La Obra Mutilada

TAL CUAL MARTES 15 DE MAYO DE 2001

CULTURA

El ojo de la serpiente

La obra mutilada

Rafael Marziano Tinoco

Cortázar, en un divertimento sobre la blasfemia, celebraba al aldeano español quien, borracho e iracundo, gritaba a los cuatro vientos que la Virgen de su pueblo se cagaba en la Virgen de todos los demás pueblos de España. Con un mismo tenor irreverente, supongo, Fernando (Germán Jaramillo; La virgen de los sicarios, Barbet Schroeder, 2000), en una plaza cualquiera de esta parte del mundo donde Bolívar es Dios, arremete con improperios y ofensas de colegial a una triste -como todas, y como todas cagada por palomas- estatua del Libertador. La escena, boba e intranscendente, fue mostrada sólo en la Margot Benacerraf. Los demás exhibidores, presas de ese terror fatuo que hace de nuestra raza algo bien poco digno de aquel supuesto bravo pueblo que nos vendieron en la escuela, cortaron ese pedacito de celuloide, e iniciaron así, sin mayores ceremonias una época de silencio cobarde y cómplice, sustento moral de la tiranía que muchos creen se nos avecina.

Pero hoy eso no me ocupa, sino de donde proviene tanto desatino.

En 1996, el ministro Meyer celebró la aprobación de la Ley de Propiedad Intelectual, a la cual con cinismo o ignorancia se llama a veces Ley de Derecho de Autor. Hecha por recomendación del gobierno americano, por exigencias del FMI, y a la medida de los intereses de las disqueras, las televisoras, las agencias de publicidad y las compañias de software, constituye una de las muestras de atraso intelectual y cultural más evidentes de la legislación que heredamos de la cuarta república. En efecto, el establecimiento que el velar por los derechos patrimoniales del autor sobre su obra sean potestad del productor -salvo expresa renuncia de este último- y aún más, la mención a que dicha atención esté orientada siempre hacia la mejor explotación comercial de la obra, establece sin tapujos las reglas de un mundo en el cual el arte, si tiene la suerte de llegar a algo, lo es sólo cuando llega a mercadería.

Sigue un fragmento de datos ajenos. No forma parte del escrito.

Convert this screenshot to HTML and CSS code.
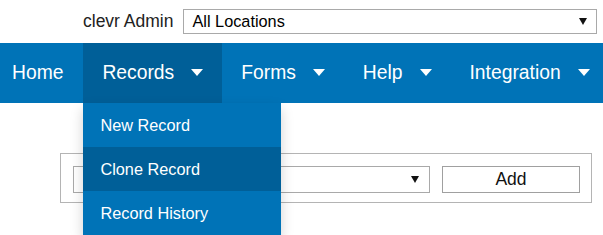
FILE: index.html
```html
<!DOCTYPE html>
<html>
<head>
<meta charset="utf-8">
<link rel="stylesheet" href="styles.css">
</head>
<body>
<div class="topbar">
  <span class="user">clevr Admin</span>
  <div class="fake-select loc-select"><span>All Locations</span><i class="caret"></i></div>
</div>
<nav class="nav">
  <ul class="menu">
    <li class="item home"><span>Home</span></li>
    <li class="item open"><span>Records</span><i class="tri"></i>
      <ul class="dropdown">
        <li class="dd-item">New Record</li>
        <li class="dd-item active">Clone Record</li>
        <li class="dd-item">Record History</li>
      </ul>
    </li>
    <li class="item"><span>Forms</span><i class="tri"></i></li>
    <li class="item"><span>Help</span><i class="tri"></i></li>
    <li class="item"><span>Integration</span><i class="tri"></i></li>
  </ul>
</nav>
<main class="content">
  <div class="panel">
    <div class="fake-select form-select"><span></span><i class="caret"></i></div>
    <div class="btn">Add</div>
  </div>
</main>
</body>
</html>
```
FILE: styles.css
```css
* { box-sizing: border-box; }
html, body { margin: 0; padding: 0; }
body {
  font-family: "Liberation Sans", Arial, sans-serif;
  color: #000;
  background: #fff;
  width: 603px;
  height: 235px;
  overflow: hidden;
}
.topbar {
  height: 43px;
  display: flex;
  align-items: center;
  padding-left: 83px;
}
.user {
  font-size: 17.5px;
  color: #222;
  margin-right: 10px;
}
.fake-select {
  display: flex;
  align-items: center;
  justify-content: space-between;
  border: 1px solid #a9a9a9;
  background: #fff;
  font-size: 16.3px;
}
.loc-select {
  width: 414px;
  height: 25px;
  padding: 0 9px 0 8px;
}
.caret {
  width: 0;
  height: 0;
  border-left: 4px solid transparent;
  border-right: 4px solid transparent;
  border-top: 7px solid #111;
}
.nav {
  height: 60px;
  background: #0073b7;
}
.menu {
  list-style: none;
  margin: 0;
  padding: 0;
  display: flex;
  height: 60px;
  white-space: nowrap;
}
.item {
  position: relative;
  display: flex;
  align-items: center;
  gap: 17px;
  height: 60px;
  padding: 0 19px;
  color: #fff;
  font-size: 19.3px;
}
.item.home { padding: 0 20px 0 12px; }
.item.open { background: #005f98; }
.tri {
  width: 0;
  height: 0;
  border-left: 6.5px solid transparent;
  border-right: 6.5px solid transparent;
  border-top: 7px solid #fff;
  margin-bottom: 2px;
}
.dropdown {
  position: absolute;
  left: 0;
  top: 60px;
  width: 198px;
  margin: 0;
  padding: 0;
  list-style: none;
  background: #0073b7;
  box-shadow: 0 6px 12px rgba(0, 0, 0, 0.18);
  z-index: 5;
}
.dd-item {
  height: 44px;
  line-height: 44px;
  padding-left: 17px;
  font-size: 16.3px;
  color: #fff;
}
.dd-item.active { background: #005f98; }
.content {
  padding: 50px 11px 0 60px;
}
.panel {
  width: 532px;
  height: 50px;
  border: 1px solid #b4b4b4;
  display: flex;
  align-items: flex-start;
  gap: 12px;
  padding: 12px 11px 0 12px;
}
.form-select {
  width: 357px;
  height: 27px;
  padding: 0 10px 0 8px;
}
.btn {
  width: 138px;
  height: 27px;
  border: 1px solid #a0a0a0;
  background: #fff;
  display: flex;
  align-items: center;
  justify-content: center;
  font-size: 17.5px;
  color: #111;
}
```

Dicho de otro modo: si viviésemos en el país donde no vivimos, y entendiésemos cosas que ignoramos, aceptaríamos sin remilgos que si a alguien, por ejemplo, se le ocurre quitarle hoy día al Quijote un centenar de páginas, o arreglarle un pasaje o modificarle algún personaje, tendría que aceptar que eso que ahora publica, no es el Quijote sino otra cosa. O imagínense, por ejemplo, que el japonés que compró los girasoles de Van Gogh, considere que como el cuadro es ahora suyo, podrá entonces hacer con él lo que le plazca, y en efecto, retoque un día los pétalos con el tono cardenal que le apetezca.

No. Los girasoles no son del japonés, así haya pagado por ellos una fortuna, ni el Quijote de ninguno de sus editores. En esencia, siguen siendo de Van Gogh y de Cervantes, o a lo sumo, han pasado a ser de todos nosotros, y el valor que les concedemos es el que le otorgamos al patrimonio intangible de nuestra cultura, de todas las culturas. Tan intangible, por cierto, que nuestras leyes lo ignoran o sencillamente lo desprecian. En el caso de Van Gogh y de Cervantes, que están bien muertos, no hay problema, pero Dios nos libre si un director arma un berrinche porque, por alguna razón, consideremos a bien, por ejemplo, y en entera conformidad con la ley, vender sólo una parte de su obra -la obra mutilada- como si fuese la obra entera, cuyo respeto el autor y su público bien se merecen.

Cuando la Constituyente, los gremios artísticos intentamos utllizar la revolución con fines pacíficos. Propusimos que los derechos patrimoniales sobre obras de arte o intelectuales fuesen declarados derechos fundamentales, inalienables, irrenunciables, intransferibles. No lo logramos. Perdimos, perdimos, perdimos otra vez.